Праздность заканчивалась, как только падал на город темный полог ночи, тогда и квартал их оживал, переставал быть образчиком людской лени. Зажигались огни в лавчонках, торгующих чем-то наверняка запрещенным и исключительно по ночам; странные, яркие, наряженные и накрашенные парни выходили кучками на перекрестки, кружась в блеске пайеток под неслышную музыку и теряя ветхие перышки с поношенных боа; на соседней стороне улицы такие же нарядные девушки осторожно вышагивали на высоченных каблуках, задирая микроскопические юбчонки перед проезжающими авто, а в переулках потемнее подозрительные личности предлагали райские облака за приемлемую цену. Облаками можно было дышать, а можно было пускать по венам, все это было в наличии и по разумной цене. В маленьких подвальчиках торговали оружием, а напротив, совсем рядом гремели отвязные дискотеки, все еще кружащиеся под большие зеркальные шары восьмидесятых...

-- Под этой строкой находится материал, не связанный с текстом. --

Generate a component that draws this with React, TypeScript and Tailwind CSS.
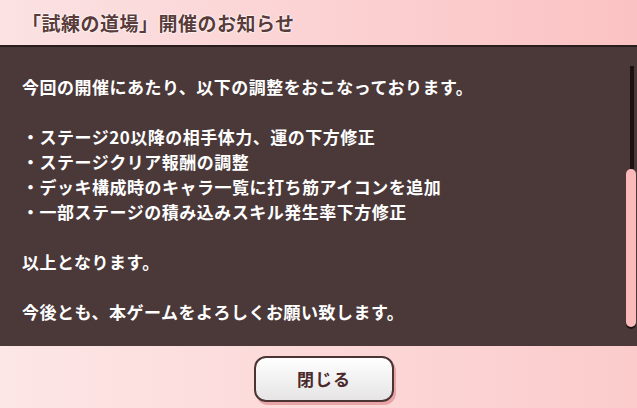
import React from "react";

const font = { fontFamily: '"Noto Sans CJK JP", "Noto Sans", sans-serif' };

export default function App() {
  return (
    <div
      className="w-[637px] h-[408px] flex flex-col overflow-hidden bg-gradient-to-r from-[#fde6e6] to-[#fbcbcb]"
      style={font}
    >
      <div className="h-[45px] shrink-0 flex items-center pl-[22px] bg-gradient-to-r from-[#fbe2e3] to-[#fbc2c3]">
        <span
          className="text-[19px] font-bold tracking-[0.5px] text-[#5a3b3a] leading-none"
          style={{ textShadow: "0 0 2px #fff, 0 0 2px #fff, 0 0 1px #fff" }}
        >
          「試練の道場」開催のお知らせ
        </span>
      </div>
      <div className="h-[2px] shrink-0 bg-[#2a1d1d]" />
      <div className="relative h-[299px] shrink-0 bg-[#4b393a] pl-[22px] pt-[27px] text-white text-[17px] font-bold tracking-[0.5px] leading-[25px]">
        <p>今回の開催にあたり、以下の調整をおこなっております。</p>
        <p>&nbsp;</p>
        <p>・ステージ20以降の相手体力、運の下方修正</p>
        <p>・ステージクリア報酬の調整</p>
        <p>・デッキ構成時のキャラ一覧に打ち筋アイコンを追加</p>
        <p>・一部ステージの積み込みスキル発生率下方修正</p>
        <p>&nbsp;</p>
        <p>以上となります。</p>
        <p>&nbsp;</p>
        <p>今後とも、本ゲームをよろしくお願い致します。</p>
        <div className="absolute left-[630px] top-[19px] w-[4px] h-[103px] bg-[#1c1212]" />
        <div className="absolute left-[626px] top-[122px] w-[10px] h-[158px] rounded-full bg-[#fbb9b9] shadow-[0_2px_0_#1c1212]" />
      </div>
      <div className="flex-1 flex items-center justify-center pt-[4px] pl-[11px]">
        <button className="w-[140px] h-[46px] rounded-[12px] border-2 border-[#4a3434] bg-gradient-to-b from-[#ffffff] to-[#e6e4e4] shadow-[2px_3px_0_#e8a4a6] text-[17px] font-bold text-[#4a2a2b] tracking-[1px]">
          閉じる
        </button>
      </div>
    </div>
  );
}
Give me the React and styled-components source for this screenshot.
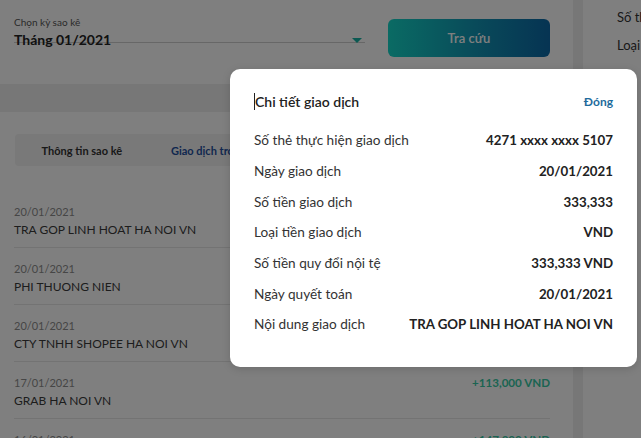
import React from "react";
import styled, { createGlobalStyle } from "styled-components";

const GlobalStyle = createGlobalStyle`
  body {
    margin: 0;
    font-family: "Lato", "Noto Sans", sans-serif;
    color: #222;
  }
`;

const Page = styled.div`
  position: relative;
  width: 641px;
  height: 438px;
  overflow: hidden;
  display: flex;
  background: #eeeeee;
`;

const MainColumn = styled.div`
  width: 573px;
  flex-shrink: 0;
  display: flex;
  flex-direction: column;
`;

const FilterCard = styled.div`
  height: 84px;
  flex-shrink: 0;
  background: #fff;
  display: flex;
  align-items: flex-start;
  padding: 0 23px 0 14px;
  box-sizing: border-box;
`;

const SelectField = styled.div`
  width: 351px;
  padding-top: 15px;
  border-bottom: 1px solid #cfcfcf;
  height: 43px;
  box-sizing: border-box;
`;

const FieldLabel = styled.div`
  font-size: 10px;
  line-height: 14px;
  color: #555;
`;

const FieldValue = styled.div`
  display: flex;
  justify-content: space-between;
  align-items: center;
  font-size: 14px;
  font-weight: 700;
  line-height: 20px;
  margin-top: 1px;
  color: #222;
`;

const Caret = styled.span`
  width: 0;
  height: 0;
  margin-right: 3px;
  border-left: 5px solid transparent;
  border-right: 5px solid transparent;
  border-top: 5px solid #17b3a4;
`;

const SearchButton = styled.button`
  margin: 19px 0 0 auto;
  width: 162px;
  height: 38px;
  border: 0;
  border-radius: 6px;
  background: linear-gradient(90deg, #14d6c8 0%, #1294b4 55%, #0c68a6 100%);
  color: #fff;
  font-family: inherit;
  font-size: 13px;
  font-weight: 600;
`;

const ListCard = styled.div`
  flex: 1;
  min-height: 0;
  overflow: hidden;
  margin-top: 28px;
  background: #fff;
  padding: 22px 23px 0 14px;
`;

const Tabs = styled.div`
  display: flex;
  height: 32px;
  margin-left: 1px;
  border-radius: 4px;
  background: #f2f2f2;
`;

const Tab = styled.div`
  flex: 1;
  display: flex;
  align-items: center;
  justify-content: center;
  font-size: 11px;
  font-weight: 700;
  color: ${(p) => (p.$active ? "#1f4f9e" : "#333")};
`;

const List = styled.div`
  margin-top: 25px;
`;

const Item = styled.div`
  padding: 12px 0 8px;
  height: 57px;
  box-sizing: border-box;
  border-bottom: 1px solid #e6e6e6;
`;

const ItemTop = styled.div`
  display: flex;
  justify-content: space-between;
  align-items: center;
  height: 16px;
`;

const ItemDate = styled.span`
  font-size: 11px;
  color: #8c8c8c;
`;

const ItemAmount = styled.span`
  font-size: 11.6px;
  font-weight: 700;
  color: #36c9a4;
`;

const ItemName = styled.div`
  margin-top: 2px;
  font-size: 12px;
  line-height: 18px;
  color: #3a3a3a;
`;

const SideCard = styled.div`
  flex: 1;
  min-width: 0;
  margin-left: 10px;
  background: #fff;
  padding: 8px 0 0 34px;
`;

const SideRow = styled.div`
  font-size: 13px;
  line-height: 18px;
  color: #333;
  white-space: nowrap;
  margin-bottom: 10px;
`;

const Backdrop = styled.div`
  position: absolute;
  inset: 0;
  background: rgba(0, 0, 0, 0.5);
`;

const Modal = styled.div`
  position: absolute;
  left: 230px;
  top: 69px;
  width: 407px;
  height: 298px;
  box-sizing: border-box;
  padding: 20px 24px 0;
  background: #fff;
  border-radius: 10px;
  box-shadow: 0 2px 8px rgba(0, 0, 0, 0.15);
`;

const ModalHeader = styled.div`
  display: flex;
  justify-content: space-between;
  align-items: center;
  height: 24px;
  margin-bottom: 12px;
`;

const ModalTitle = styled.div`
  font-size: 14px;
  font-weight: 600;
  color: #222;
  border-left: 1px solid #222;
`;

const CloseLink = styled.a`
  font-size: 12px;
  font-weight: 700;
  color: #1d6b9c;
  cursor: pointer;
`;

const DetailRow = styled.div`
  display: flex;
  justify-content: space-between;
  align-items: center;
  height: 30.7px;
`;

const DetailLabel = styled.span`
  font-size: 13.6px;
  color: #333;
`;

const DetailValue = styled.span`
  font-size: 13.3px;
  font-weight: 700;
  color: #222;
`;

const transactions = [
  { date: "20/01/2021", name: "TRA GOP LINH HOAT HA NOI VN", amount: "-333,333 VND" },
  { date: "20/01/2021", name: "PHI THUONG NIEN", amount: "-299,000 VND" },
  { date: "20/01/2021", name: "CTY TNHH SHOPEE HA NOI VN", amount: "-113,000 VND" },
  { date: "17/01/2021", name: "GRAB HA NOI VN", amount: "+113,000 VND" },
  { date: "16/01/2021", name: "GRAB HA NOI VN", amount: "+147,000 VND" },
];

const details = [
  ["Số thẻ thực hiện giao dịch", "4271 xxxx xxxx 5107"],
  ["Ngày giao dịch", "20/01/2021"],
  ["Số tiền giao dịch", "333,333"],
  ["Loại tiền giao dịch", "VND"],
  ["Số tiền quy đổi nội tệ", "333,333 VND"],
  ["Ngày quyết toán", "20/01/2021"],
  ["Nội dung giao dịch", "TRA GOP LINH HOAT HA NOI VN"],
];

const tabs = ["Thông tin sao kê", "Giao dịch trong kỳ", "Trả góp", "Điểm thưởng"];

export default function App() {
  return (
    <>
      <GlobalStyle />
      <Page>
        <MainColumn>
          <FilterCard>
            <SelectField>
              <FieldLabel>Chọn kỳ sao kê</FieldLabel>
              <FieldValue>
                Tháng 01/2021
                <Caret />
              </FieldValue>
            </SelectField>
            <SearchButton>Tra cứu</SearchButton>
          </FilterCard>
          <ListCard>
            <Tabs>
              {tabs.map((t, i) => (
                <Tab key={t} $active={i === 1}>
                  {t}
                </Tab>
              ))}
            </Tabs>
            <List>
              {transactions.map((tx, i) => (
                <Item key={i}>
                  <ItemTop>
                    <ItemDate>{tx.date}</ItemDate>
                    <ItemAmount>{tx.amount}</ItemAmount>
                  </ItemTop>
                  <ItemName>{tx.name}</ItemName>
                </Item>
              ))}
            </List>
          </ListCard>
        </MainColumn>
        <SideCard>
          <SideRow>Số thẻ</SideRow>
          <SideRow>Loại thẻ</SideRow>
        </SideCard>
        <Backdrop />
        <Modal>
          <ModalHeader>
            <ModalTitle>Chi tiết giao dịch</ModalTitle>
            <CloseLink>Đóng</CloseLink>
          </ModalHeader>
          {details.map(([label, value]) => (
            <DetailRow key={label}>
              <DetailLabel>{label}</DetailLabel>
              <DetailValue>{value}</DetailValue>
            </DetailRow>
          ))}
        </Modal>
      </Page>
    </>
  );
}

В общем, Дерек никак бы не мог выбрать этот город и тем более этот район для проживания, пусть и временного, но каким-то десятым чувством его выбрал уставший от путешествия Кай и, мало того, что Хейлу пришлось приспосабливаться к вечному гомону многоязычного квартала, мало того, что старушки из их покосившегося дома с десятком тесных квартир уже прочно записали его в кокаинового барона, с его-то мексиканской щетиной и хмурыми бровями, к концу первого месяца пребывания на новом месте, а Дерек не исключал, что и отсюда им придется бежать, он понял – Кай умница, он выбрал интуитивно правильно и эта клоака надежно спрячет их именно потому, что записной райончик, где только и могли отсиживаться преступные элементы в бегах, был самым очевидным выбором. Который, если уж говорить о Дереке, тот никогда не сделал бы сам. Но если не здесь, то где тогда и скрываться от пристального внимания федеральных служб, которые объявили в розыск хмуробрового оборотня, обвиненного уже по нескольким статьям сразу и разыскивающих его, как достаточно интеллектуального преступника, в самых неочевидных местах?